-- start of THE INPUT --

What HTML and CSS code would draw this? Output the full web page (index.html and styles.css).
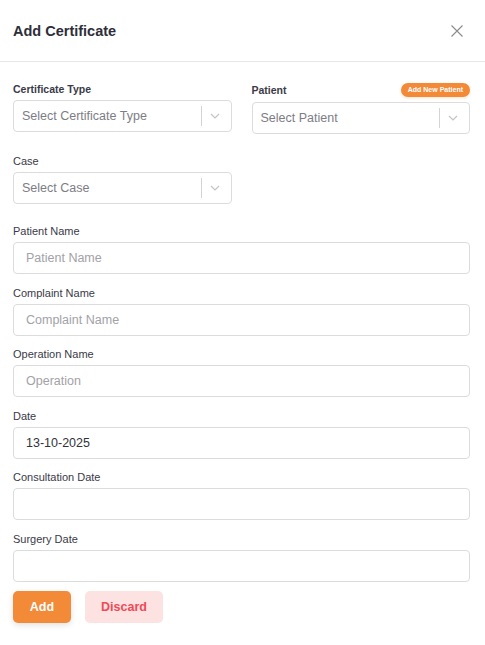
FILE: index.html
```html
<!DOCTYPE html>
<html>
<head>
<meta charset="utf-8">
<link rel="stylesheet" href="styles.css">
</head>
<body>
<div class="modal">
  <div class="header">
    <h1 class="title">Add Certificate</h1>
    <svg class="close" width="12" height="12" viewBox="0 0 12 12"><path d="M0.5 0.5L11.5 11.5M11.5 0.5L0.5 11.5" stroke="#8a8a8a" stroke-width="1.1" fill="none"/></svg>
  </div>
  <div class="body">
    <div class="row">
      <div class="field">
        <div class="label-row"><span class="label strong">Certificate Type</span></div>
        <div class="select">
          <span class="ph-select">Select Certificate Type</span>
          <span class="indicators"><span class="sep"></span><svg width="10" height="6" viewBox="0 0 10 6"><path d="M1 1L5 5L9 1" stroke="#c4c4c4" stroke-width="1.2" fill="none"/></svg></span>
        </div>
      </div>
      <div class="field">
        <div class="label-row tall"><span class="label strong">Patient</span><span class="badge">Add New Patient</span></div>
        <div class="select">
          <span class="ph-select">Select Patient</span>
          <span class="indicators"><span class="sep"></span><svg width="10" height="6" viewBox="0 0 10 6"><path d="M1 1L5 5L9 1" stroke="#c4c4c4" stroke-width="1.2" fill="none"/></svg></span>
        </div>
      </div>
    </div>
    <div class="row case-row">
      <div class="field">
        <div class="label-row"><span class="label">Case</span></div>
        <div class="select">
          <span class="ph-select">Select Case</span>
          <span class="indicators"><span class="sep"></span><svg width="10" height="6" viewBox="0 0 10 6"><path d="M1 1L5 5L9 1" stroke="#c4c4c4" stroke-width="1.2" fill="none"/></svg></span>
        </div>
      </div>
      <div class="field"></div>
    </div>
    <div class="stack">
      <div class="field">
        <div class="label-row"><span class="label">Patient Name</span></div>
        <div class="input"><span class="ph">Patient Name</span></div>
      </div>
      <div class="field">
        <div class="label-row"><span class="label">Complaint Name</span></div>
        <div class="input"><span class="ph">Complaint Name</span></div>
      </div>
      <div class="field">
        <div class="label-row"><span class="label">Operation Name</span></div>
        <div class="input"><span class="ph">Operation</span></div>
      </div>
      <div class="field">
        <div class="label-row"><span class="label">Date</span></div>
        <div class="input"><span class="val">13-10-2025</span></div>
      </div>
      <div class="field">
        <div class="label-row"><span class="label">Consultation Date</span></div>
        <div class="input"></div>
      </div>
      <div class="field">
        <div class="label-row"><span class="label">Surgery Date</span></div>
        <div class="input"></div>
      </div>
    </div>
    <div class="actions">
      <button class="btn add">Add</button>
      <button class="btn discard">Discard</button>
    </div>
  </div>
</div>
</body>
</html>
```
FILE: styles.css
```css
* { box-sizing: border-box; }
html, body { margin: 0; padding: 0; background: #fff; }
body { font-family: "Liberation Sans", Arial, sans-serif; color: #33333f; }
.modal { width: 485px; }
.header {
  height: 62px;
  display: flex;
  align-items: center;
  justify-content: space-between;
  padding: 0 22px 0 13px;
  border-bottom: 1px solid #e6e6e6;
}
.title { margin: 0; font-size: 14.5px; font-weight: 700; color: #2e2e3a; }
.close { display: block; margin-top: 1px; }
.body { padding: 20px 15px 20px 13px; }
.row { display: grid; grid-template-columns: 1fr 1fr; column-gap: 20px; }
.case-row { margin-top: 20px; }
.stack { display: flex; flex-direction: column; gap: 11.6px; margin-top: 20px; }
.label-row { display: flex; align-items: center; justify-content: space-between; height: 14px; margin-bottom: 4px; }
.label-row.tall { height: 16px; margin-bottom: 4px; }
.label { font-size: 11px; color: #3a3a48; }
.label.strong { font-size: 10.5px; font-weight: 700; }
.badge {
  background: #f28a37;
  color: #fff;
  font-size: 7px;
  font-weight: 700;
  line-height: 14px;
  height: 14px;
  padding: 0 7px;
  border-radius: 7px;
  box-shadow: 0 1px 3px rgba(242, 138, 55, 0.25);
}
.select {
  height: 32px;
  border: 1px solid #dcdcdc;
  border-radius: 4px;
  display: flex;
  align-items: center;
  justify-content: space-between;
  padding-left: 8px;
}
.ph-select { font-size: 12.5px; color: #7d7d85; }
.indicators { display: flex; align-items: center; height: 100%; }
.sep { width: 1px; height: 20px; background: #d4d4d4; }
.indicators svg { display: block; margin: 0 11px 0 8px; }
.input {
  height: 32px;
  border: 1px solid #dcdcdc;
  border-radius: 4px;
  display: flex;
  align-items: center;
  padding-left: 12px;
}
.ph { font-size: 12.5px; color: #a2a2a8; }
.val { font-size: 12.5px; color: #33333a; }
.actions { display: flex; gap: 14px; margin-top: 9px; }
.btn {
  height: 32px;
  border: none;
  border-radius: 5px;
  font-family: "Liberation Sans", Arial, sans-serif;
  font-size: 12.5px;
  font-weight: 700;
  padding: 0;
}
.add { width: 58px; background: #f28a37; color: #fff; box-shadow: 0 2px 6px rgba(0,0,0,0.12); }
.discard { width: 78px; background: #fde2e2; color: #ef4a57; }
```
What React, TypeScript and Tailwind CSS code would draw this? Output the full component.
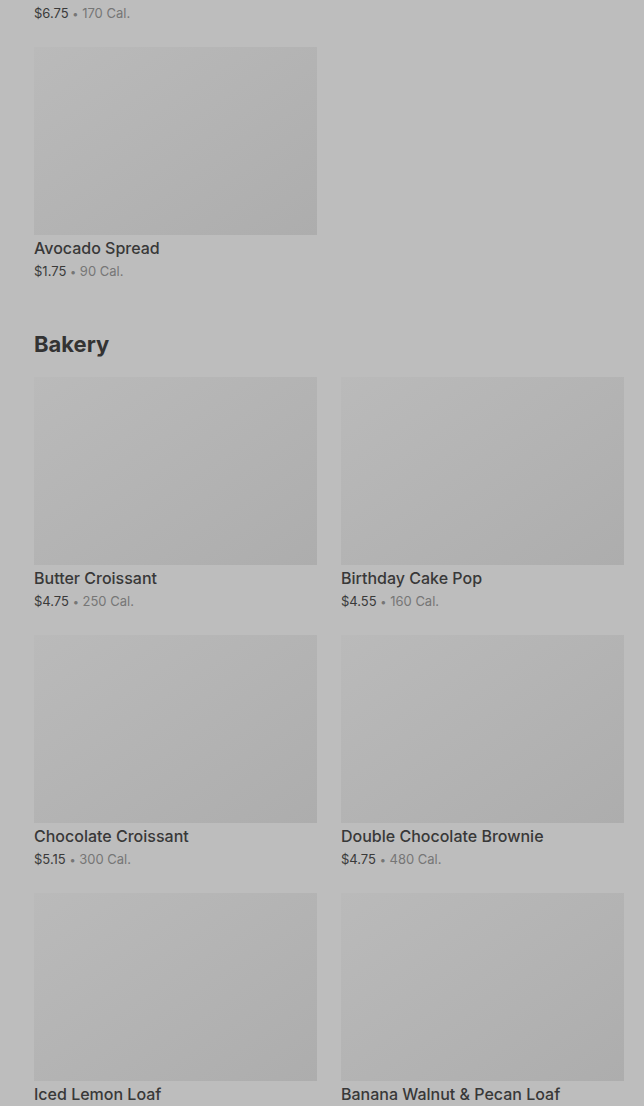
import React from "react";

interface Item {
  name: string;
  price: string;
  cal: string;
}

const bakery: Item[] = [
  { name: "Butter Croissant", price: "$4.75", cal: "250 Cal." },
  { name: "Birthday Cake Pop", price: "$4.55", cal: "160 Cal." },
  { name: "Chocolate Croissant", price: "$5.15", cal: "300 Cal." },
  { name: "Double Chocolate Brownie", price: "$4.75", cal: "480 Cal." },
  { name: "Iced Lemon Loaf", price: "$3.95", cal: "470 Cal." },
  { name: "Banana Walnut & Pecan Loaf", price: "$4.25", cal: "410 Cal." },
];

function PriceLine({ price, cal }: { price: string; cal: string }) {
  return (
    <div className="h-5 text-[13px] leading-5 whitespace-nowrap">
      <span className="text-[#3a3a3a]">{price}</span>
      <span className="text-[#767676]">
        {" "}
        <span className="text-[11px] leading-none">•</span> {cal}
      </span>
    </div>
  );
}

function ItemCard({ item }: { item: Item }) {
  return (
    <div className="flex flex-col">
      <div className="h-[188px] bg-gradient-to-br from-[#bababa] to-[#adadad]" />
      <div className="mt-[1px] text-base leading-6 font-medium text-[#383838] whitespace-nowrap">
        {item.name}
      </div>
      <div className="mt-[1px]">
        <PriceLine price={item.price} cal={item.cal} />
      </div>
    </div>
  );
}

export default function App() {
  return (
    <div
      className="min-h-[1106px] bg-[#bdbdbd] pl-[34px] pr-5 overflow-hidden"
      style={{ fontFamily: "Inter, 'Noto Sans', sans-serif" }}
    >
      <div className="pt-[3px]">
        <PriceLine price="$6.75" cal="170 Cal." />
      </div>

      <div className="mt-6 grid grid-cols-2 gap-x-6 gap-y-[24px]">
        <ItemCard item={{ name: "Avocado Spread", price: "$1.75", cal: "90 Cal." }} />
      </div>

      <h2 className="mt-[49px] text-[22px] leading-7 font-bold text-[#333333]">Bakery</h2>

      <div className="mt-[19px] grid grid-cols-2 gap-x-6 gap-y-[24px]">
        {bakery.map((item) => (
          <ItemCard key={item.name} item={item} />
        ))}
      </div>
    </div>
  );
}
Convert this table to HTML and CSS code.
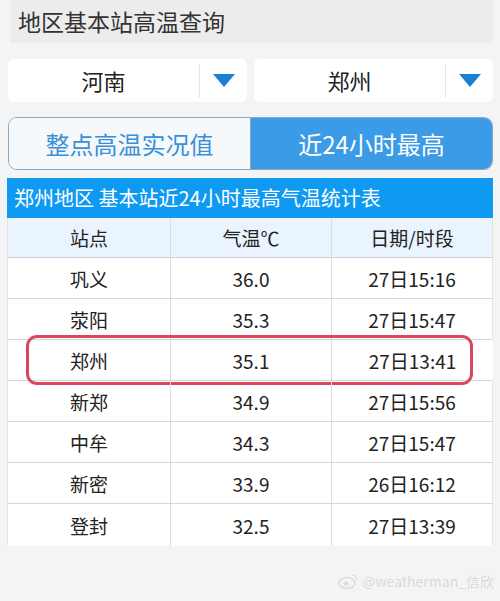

-- end of THE INPUT --

→ WHAT IS NEEDED: Give all the lines above again, character for character, without pictures.

→ FULL ANSWER:
What HTML and CSS code would draw this? Output the full web page (index.html and styles.css).
FILE: index.html
```html
<!DOCTYPE html>
<html>
<head>
<meta charset="utf-8">
<link rel="stylesheet" href="styles.css">
</head>
<body>
<div class="modal">
  <div class="header">
    <h1 class="title">Add Certificate</h1>
    <svg class="close" width="12" height="12" viewBox="0 0 12 12"><path d="M0.5 0.5L11.5 11.5M11.5 0.5L0.5 11.5" stroke="#8a8a8a" stroke-width="1.1" fill="none"/></svg>
  </div>
  <div class="body">
    <div class="row">
      <div class="field">
        <div class="label-row"><span class="label strong">Certificate Type</span></div>
        <div class="select">
          <span class="ph-select">Select Certificate Type</span>
          <span class="indicators"><span class="sep"></span><svg width="10" height="6" viewBox="0 0 10 6"><path d="M1 1L5 5L9 1" stroke="#c4c4c4" stroke-width="1.2" fill="none"/></svg></span>
        </div>
      </div>
      <div class="field">
        <div class="label-row tall"><span class="label strong">Patient</span><span class="badge">Add New Patient</span></div>
        <div class="select">
          <span class="ph-select">Select Patient</span>
          <span class="indicators"><span class="sep"></span><svg width="10" height="6" viewBox="0 0 10 6"><path d="M1 1L5 5L9 1" stroke="#c4c4c4" stroke-width="1.2" fill="none"/></svg></span>
        </div>
      </div>
    </div>
    <div class="row case-row">
      <div class="field">
        <div class="label-row"><span class="label">Case</span></div>
        <div class="select">
          <span class="ph-select">Select Case</span>
          <span class="indicators"><span class="sep"></span><svg width="10" height="6" viewBox="0 0 10 6"><path d="M1 1L5 5L9 1" stroke="#c4c4c4" stroke-width="1.2" fill="none"/></svg></span>
        </div>
      </div>
      <div class="field"></div>
    </div>
    <div class="stack">
      <div class="field">
        <div class="label-row"><span class="label">Patient Name</span></div>
        <div class="input"><span class="ph">Patient Name</span></div>
      </div>
      <div class="field">
        <div class="label-row"><span class="label">Complaint Name</span></div>
        <div class="input"><span class="ph">Complaint Name</span></div>
      </div>
      <div class="field">
        <div class="label-row"><span class="label">Operation Name</span></div>
        <div class="input"><span class="ph">Operation</span></div>
      </div>
      <div class="field">
        <div class="label-row"><span class="label">Date</span></div>
        <div class="input"><span class="val">13-10-2025</span></div>
      </div>
      <div class="field">
        <div class="label-row"><span class="label">Consultation Date</span></div>
        <div class="input"></div>
      </div>
      <div class="field">
        <div class="label-row"><span class="label">Surgery Date</span></div>
        <div class="input"></div>
      </div>
    </div>
    <div class="actions">
      <button class="btn add">Add</button>
      <button class="btn discard">Discard</button>
    </div>
  </div>
</div>
</body>
</html>
```
FILE: styles.css
```css
* { box-sizing: border-box; }
html, body { margin: 0; padding: 0; background: #fff; }
body { font-family: "Liberation Sans", Arial, sans-serif; color: #33333f; }
.modal { width: 485px; }
.header {
  height: 62px;
  display: flex;
  align-items: center;
  justify-content: space-between;
  padding: 0 22px 0 13px;
  border-bottom: 1px solid #e6e6e6;
}
.title { margin: 0; font-size: 14.5px; font-weight: 700; color: #2e2e3a; }
.close { display: block; margin-top: 1px; }
.body { padding: 20px 15px 20px 13px; }
.row { display: grid; grid-template-columns: 1fr 1fr; column-gap: 20px; }
.case-row { margin-top: 20px; }
.stack { display: flex; flex-direction: column; gap: 11.6px; margin-top: 20px; }
.label-row { display: flex; align-items: center; justify-content: space-between; height: 14px; margin-bottom: 4px; }
.label-row.tall { height: 16px; margin-bottom: 4px; }
.label { font-size: 11px; color: #3a3a48; }
.label.strong { font-size: 10.5px; font-weight: 700; }
.badge {
  background: #f28a37;
  color: #fff;
  font-size: 7px;
  font-weight: 700;
  line-height: 14px;
  height: 14px;
  padding: 0 7px;
  border-radius: 7px;
  box-shadow: 0 1px 3px rgba(242, 138, 55, 0.25);
}
.select {
  height: 32px;
  border: 1px solid #dcdcdc;
  border-radius: 4px;
  display: flex;
  align-items: center;
  justify-content: space-between;
  padding-left: 8px;
}
.ph-select { font-size: 12.5px; color: #7d7d85; }
.indicators { display: flex; align-items: center; height: 100%; }
.sep { width: 1px; height: 20px; background: #d4d4d4; }
.indicators svg { display: block; margin: 0 11px 0 8px; }
.input {
  height: 32px;
  border: 1px solid #dcdcdc;
  border-radius: 4px;
  display: flex;
  align-items: center;
  padding-left: 12px;
}
.ph { font-size: 12.5px; color: #a2a2a8; }
.val { font-size: 12.5px; color: #33333a; }
.actions { display: flex; gap: 14px; margin-top: 9px; }
.btn {
  height: 32px;
  border: none;
  border-radius: 5px;
  font-family: "Liberation Sans", Arial, sans-serif;
  font-size: 12.5px;
  font-weight: 700;
  padding: 0;
}
.add { width: 58px; background: #f28a37; color: #fff; box-shadow: 0 2px 6px rgba(0,0,0,0.12); }
.discard { width: 78px; background: #fde2e2; color: #ef4a57; }
```
What React, TypeScript and Tailwind CSS code would draw this? Output the full component.
import React from "react";

interface Item {
  name: string;
  price: string;
  cal: string;
}

const bakery: Item[] = [
  { name: "Butter Croissant", price: "$4.75", cal: "250 Cal." },
  { name: "Birthday Cake Pop", price: "$4.55", cal: "160 Cal." },
  { name: "Chocolate Croissant", price: "$5.15", cal: "300 Cal." },
  { name: "Double Chocolate Brownie", price: "$4.75", cal: "480 Cal." },
  { name: "Iced Lemon Loaf", price: "$3.95", cal: "470 Cal." },
  { name: "Banana Walnut & Pecan Loaf", price: "$4.25", cal: "410 Cal." },
];

function PriceLine({ price, cal }: { price: string; cal: string }) {
  return (
    <div className="h-5 text-[13px] leading-5 whitespace-nowrap">
      <span className="text-[#3a3a3a]">{price}</span>
      <span className="text-[#767676]">
        {" "}
        <span className="text-[11px] leading-none">•</span> {cal}
      </span>
    </div>
  );
}

function ItemCard({ item }: { item: Item }) {
  return (
    <div className="flex flex-col">
      <div className="h-[188px] bg-gradient-to-br from-[#bababa] to-[#adadad]" />
      <div className="mt-[1px] text-base leading-6 font-medium text-[#383838] whitespace-nowrap">
        {item.name}
      </div>
      <div className="mt-[1px]">
        <PriceLine price={item.price} cal={item.cal} />
      </div>
    </div>
  );
}

export default function App() {
  return (
    <div
      className="min-h-[1106px] bg-[#bdbdbd] pl-[34px] pr-5 overflow-hidden"
      style={{ fontFamily: "Inter, 'Noto Sans', sans-serif" }}
    >
      <div className="pt-[3px]">
        <PriceLine price="$6.75" cal="170 Cal." />
      </div>

      <div className="mt-6 grid grid-cols-2 gap-x-6 gap-y-[24px]">
        <ItemCard item={{ name: "Avocado Spread", price: "$1.75", cal: "90 Cal." }} />
      </div>

      <h2 className="mt-[49px] text-[22px] leading-7 font-bold text-[#333333]">Bakery</h2>

      <div className="mt-[19px] grid grid-cols-2 gap-x-6 gap-y-[24px]">
        {bakery.map((item) => (
          <ItemCard key={item.name} item={item} />
        ))}
      </div>
    </div>
  );
}
Convert this table to HTML and CSS code.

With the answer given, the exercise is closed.